The increasing sophistication and frequency of cyber threats have driven the evolution of Security Operations Centers (SOCs) into highly automated, intelligence-driven hubs. However, current SOCs face multiple challenges, including alert fatigue, false positives, and limited scalability. To address these, researchers have explored advanced machine learning (ML) and deep learning (DL) approaches for improving threat detection, response time, and decision-making. This literature survey summarizes key contributions related to the four core components of the project: web-based injection attack detection, spear-phishing email detection, Trojan detection, and DDoS attack detection.
1. Web-Based Injection Attack Detection (SQLi & XSS)
Traditional approaches like static signature-based detection or regex matching often fail to capture the contextual nature and variability of injection attacks. Studies have shown that transformer-based models—particularly BERT, RoBERTa, and XLNet—offer significant improvements by understanding the semantic and sequential structure of attack payloads.
Salam et al. (2023) proposed hybrid transformer models for industrial web threat detection, demonstrating the superiority of contextual embeddings.
Vaswani et al. (2017) introduced the Transformer architecture, laying the foundation for models like BERT and RoBERTa that can effectively understand complex textual patterns in payloads.
Ullah et al. (2022) highlighted the application of deep learning sparse autoencoders in anomaly detection within network traffic.
Despite their effectiveness, individual transformer models still exhibit computational overhead. Research into hybrid models aims to balance performance and scalability.

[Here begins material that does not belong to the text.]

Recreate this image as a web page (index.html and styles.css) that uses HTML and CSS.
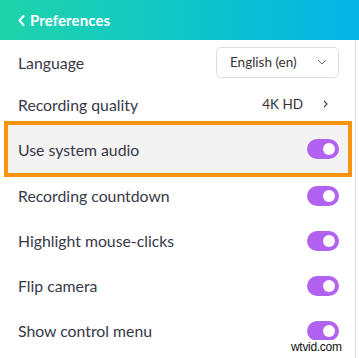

2. Spear-Phishing Email Detection
Email-based spear-phishing attacks are tailored and evade traditional filtering techniques. Existing ML-based filters often rely on superficial features (e.g., header info), leading to high false positive/negative rates.
Do et al. (2022) conducted a comprehensive survey on deep learning for phishing detection, identifying dataset imbalance and feature dependency as critical challenges.
Al-Hamar et al. (2021) proposed organization-specific phishing detection by analyzing email semantics rather than metadata alone.
Qi et al. (2023) demonstrated the effectiveness of ensemble learning and undersampling for phishing classification tasks.
Recent works emphasize the use of Bi-LSTM and BERT models to capture sequential patterns and contextual clues in email content. Integration of domain similarity analysis (Levenshtein Distance, homoglyph detection) further enhances precision.
3. Trojan Malware Detection
Most Trojan detection systems depend on signature or heuristic-based engines, which are ineffective against polymorphic or zero-day Trojans. Literature suggests shifting toward anomaly detection using unsupervised learning.
Faizal et al. (2022) proposed ML-based detection with 80+ traffic-based features and achieved high detection accuracy.
Xie et al. (2020) utilized hierarchical spatio-temporal models for HTTP-based Trojan analysis.
Huang et al. (2020) explored hardware-level Trojan detection and discussed how deep learning enhances malware resilience.
Advanced approaches include deep autoencoders for unsupervised feature extraction and random forest classifiers for binary classification. Emphasis is also placed on reducing false positives and improving scalability across large datasets.
4. DDoS Attack Detection
DDoS remains a significant threat due to its evolving nature and sheer volume. Traditional signature-based and threshold detection methods are reactive and inflexible.
Adedeji et al. (2023) provided a conceptual and research roadmap for DDoS detection, advocating for ML-based anomaly detection.
Kumari & Mrunalini (2022) explored supervised learning algorithms like Logistic Regression and Random Forest for DDoS classification.
Tiwari et al. (2024) demonstrated a real-time, signature-based defense mechanism, though limited to known threats.
Recent trends emphasize hybrid detection pipelines combining autoencoders for anomaly detection with classifiers for response. Predictive remediation and contextual reporting have also gained attention for real-time mitigation.